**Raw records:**
+-------+

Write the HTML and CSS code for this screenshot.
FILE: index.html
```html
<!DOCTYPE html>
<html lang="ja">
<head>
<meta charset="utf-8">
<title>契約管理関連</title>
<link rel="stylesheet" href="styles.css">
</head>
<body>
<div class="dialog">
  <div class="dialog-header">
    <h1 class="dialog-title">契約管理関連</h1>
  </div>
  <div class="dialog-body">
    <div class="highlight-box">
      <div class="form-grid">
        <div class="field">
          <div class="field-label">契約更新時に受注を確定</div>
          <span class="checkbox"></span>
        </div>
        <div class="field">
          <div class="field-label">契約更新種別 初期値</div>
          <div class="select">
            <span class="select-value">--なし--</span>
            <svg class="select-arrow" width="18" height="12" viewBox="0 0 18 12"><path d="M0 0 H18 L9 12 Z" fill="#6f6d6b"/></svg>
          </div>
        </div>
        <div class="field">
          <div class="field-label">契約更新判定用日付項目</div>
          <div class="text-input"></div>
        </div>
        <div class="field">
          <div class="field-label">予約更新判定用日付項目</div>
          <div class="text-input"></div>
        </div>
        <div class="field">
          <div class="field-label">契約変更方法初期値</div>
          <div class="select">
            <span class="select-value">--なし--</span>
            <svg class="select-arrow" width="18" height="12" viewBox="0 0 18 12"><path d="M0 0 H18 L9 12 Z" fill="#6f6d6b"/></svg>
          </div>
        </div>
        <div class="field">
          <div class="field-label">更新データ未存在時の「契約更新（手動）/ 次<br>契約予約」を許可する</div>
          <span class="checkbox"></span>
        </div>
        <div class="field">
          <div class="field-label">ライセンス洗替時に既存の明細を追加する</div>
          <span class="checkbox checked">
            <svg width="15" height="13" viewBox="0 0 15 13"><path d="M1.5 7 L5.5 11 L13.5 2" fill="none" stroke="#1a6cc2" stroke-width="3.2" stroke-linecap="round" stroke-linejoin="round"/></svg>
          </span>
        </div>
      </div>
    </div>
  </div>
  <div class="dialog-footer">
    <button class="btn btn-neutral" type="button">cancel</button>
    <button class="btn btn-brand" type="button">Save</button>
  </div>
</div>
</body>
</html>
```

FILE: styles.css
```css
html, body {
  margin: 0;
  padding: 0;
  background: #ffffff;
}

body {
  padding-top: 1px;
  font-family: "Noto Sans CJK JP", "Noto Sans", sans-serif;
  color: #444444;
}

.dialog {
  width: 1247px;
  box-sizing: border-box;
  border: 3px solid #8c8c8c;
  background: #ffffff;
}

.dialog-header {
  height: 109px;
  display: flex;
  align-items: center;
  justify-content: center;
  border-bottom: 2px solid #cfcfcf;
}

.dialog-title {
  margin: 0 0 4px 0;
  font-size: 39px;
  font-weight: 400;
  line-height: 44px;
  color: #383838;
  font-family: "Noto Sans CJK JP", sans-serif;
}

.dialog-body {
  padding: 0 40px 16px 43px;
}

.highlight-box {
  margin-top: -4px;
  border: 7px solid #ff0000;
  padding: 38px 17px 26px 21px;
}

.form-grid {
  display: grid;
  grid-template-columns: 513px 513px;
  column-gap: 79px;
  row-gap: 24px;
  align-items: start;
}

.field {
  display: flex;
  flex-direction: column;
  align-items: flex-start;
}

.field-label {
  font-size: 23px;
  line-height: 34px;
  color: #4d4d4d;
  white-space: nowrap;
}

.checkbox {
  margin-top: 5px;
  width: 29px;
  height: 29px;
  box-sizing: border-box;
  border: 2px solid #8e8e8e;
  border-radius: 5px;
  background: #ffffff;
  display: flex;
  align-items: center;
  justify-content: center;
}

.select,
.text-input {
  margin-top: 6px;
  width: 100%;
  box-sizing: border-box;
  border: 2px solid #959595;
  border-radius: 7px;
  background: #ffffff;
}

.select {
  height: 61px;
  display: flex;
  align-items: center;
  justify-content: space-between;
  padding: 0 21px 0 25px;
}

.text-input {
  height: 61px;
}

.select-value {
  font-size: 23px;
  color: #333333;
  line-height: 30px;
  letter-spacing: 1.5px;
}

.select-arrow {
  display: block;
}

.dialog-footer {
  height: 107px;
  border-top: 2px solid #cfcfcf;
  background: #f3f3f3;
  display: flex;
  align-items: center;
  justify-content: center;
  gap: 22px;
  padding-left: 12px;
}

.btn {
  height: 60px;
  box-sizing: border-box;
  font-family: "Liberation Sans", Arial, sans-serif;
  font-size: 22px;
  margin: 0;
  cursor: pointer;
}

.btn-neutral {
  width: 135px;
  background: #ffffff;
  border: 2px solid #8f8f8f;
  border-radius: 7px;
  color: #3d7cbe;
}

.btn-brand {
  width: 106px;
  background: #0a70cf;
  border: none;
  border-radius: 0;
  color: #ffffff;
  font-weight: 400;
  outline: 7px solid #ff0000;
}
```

+-------+

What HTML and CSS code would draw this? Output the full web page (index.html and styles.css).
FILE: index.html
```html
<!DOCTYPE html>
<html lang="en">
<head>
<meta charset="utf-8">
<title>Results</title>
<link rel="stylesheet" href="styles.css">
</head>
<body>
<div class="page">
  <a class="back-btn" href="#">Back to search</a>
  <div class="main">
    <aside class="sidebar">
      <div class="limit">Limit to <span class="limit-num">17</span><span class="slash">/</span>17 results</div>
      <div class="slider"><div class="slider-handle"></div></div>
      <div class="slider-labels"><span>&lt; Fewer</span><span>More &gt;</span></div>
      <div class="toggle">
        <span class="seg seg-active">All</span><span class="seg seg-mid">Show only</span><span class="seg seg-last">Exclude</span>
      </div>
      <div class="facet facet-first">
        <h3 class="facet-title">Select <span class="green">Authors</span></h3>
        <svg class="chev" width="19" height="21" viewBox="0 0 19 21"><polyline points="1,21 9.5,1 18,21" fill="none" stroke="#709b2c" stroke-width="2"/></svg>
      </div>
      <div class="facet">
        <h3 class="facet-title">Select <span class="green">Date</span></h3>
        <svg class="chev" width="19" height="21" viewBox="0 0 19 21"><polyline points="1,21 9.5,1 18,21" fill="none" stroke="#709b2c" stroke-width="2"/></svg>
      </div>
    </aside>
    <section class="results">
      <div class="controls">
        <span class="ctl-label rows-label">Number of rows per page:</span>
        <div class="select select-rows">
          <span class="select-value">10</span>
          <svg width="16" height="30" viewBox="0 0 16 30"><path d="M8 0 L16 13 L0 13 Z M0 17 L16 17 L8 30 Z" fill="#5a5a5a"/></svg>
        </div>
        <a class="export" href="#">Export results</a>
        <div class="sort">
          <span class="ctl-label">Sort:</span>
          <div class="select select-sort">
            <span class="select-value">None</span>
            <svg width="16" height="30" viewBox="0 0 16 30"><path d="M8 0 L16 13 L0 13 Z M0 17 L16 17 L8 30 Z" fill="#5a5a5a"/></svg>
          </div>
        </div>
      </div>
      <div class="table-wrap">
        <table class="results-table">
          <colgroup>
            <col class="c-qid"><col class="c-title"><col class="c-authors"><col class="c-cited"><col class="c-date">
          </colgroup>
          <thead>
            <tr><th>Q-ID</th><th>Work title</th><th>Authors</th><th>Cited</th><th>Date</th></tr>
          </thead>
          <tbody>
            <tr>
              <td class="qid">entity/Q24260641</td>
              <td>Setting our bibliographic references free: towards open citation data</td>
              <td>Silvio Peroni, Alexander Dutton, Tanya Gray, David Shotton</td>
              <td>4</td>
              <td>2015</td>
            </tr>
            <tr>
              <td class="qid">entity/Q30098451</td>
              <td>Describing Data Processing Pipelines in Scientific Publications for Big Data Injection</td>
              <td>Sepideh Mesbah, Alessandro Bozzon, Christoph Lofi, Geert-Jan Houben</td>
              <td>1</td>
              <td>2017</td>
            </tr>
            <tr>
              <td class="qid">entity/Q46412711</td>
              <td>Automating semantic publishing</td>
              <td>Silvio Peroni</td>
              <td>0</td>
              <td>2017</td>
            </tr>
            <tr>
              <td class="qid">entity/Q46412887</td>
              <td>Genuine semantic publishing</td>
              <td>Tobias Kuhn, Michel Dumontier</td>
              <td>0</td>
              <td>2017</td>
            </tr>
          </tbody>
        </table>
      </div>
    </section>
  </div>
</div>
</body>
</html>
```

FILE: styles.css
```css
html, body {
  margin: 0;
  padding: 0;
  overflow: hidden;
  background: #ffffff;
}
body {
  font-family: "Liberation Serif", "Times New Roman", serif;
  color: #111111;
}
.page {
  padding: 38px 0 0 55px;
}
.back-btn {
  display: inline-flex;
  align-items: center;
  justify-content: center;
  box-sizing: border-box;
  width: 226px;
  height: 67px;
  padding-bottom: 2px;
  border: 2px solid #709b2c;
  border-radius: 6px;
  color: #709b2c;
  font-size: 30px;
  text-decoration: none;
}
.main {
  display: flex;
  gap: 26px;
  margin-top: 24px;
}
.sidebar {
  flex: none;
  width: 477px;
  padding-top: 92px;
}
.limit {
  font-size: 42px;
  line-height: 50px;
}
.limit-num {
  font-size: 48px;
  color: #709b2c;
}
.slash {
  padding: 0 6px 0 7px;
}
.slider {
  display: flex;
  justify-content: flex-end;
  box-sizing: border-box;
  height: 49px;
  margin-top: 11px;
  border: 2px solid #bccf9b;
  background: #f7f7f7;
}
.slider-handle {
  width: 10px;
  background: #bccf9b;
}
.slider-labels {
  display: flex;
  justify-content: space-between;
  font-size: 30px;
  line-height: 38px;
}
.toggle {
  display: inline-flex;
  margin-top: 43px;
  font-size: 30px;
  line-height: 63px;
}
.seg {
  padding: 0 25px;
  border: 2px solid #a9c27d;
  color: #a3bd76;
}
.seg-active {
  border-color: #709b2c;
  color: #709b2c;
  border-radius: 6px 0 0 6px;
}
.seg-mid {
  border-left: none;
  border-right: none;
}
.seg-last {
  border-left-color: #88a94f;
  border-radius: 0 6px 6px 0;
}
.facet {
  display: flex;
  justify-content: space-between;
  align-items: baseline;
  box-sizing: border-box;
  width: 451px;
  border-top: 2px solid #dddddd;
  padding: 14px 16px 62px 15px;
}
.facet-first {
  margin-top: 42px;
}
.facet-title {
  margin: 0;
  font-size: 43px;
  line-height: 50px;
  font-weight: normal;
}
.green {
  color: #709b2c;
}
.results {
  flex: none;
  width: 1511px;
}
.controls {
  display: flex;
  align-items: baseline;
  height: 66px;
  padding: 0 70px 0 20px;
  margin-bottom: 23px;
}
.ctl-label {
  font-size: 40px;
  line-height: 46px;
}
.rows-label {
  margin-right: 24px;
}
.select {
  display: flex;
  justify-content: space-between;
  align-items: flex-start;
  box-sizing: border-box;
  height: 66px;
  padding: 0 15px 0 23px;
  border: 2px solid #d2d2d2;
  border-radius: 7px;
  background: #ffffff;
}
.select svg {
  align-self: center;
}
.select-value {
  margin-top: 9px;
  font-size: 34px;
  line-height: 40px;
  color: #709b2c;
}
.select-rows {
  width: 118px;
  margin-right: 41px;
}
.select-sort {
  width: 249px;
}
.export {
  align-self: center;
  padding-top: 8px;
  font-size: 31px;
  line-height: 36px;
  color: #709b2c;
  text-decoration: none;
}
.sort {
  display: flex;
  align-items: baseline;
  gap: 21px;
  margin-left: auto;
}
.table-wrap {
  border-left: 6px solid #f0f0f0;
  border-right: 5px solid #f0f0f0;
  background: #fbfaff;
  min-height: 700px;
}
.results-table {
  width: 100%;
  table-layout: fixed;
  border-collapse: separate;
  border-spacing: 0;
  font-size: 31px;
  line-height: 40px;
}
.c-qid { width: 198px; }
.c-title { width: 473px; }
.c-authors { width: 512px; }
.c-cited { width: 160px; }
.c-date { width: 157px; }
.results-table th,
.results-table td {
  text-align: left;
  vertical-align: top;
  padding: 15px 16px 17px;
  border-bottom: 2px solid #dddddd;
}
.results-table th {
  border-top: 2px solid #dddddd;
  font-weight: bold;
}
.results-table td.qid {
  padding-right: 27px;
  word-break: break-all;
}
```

+-------+

**What is required:**
Show, from the listing above, each line that contains the word "code".

**Reply:**
Write the HTML and CSS code for this screenshot.
What HTML and CSS code would draw this? Output the full web page (index.html and styles.css).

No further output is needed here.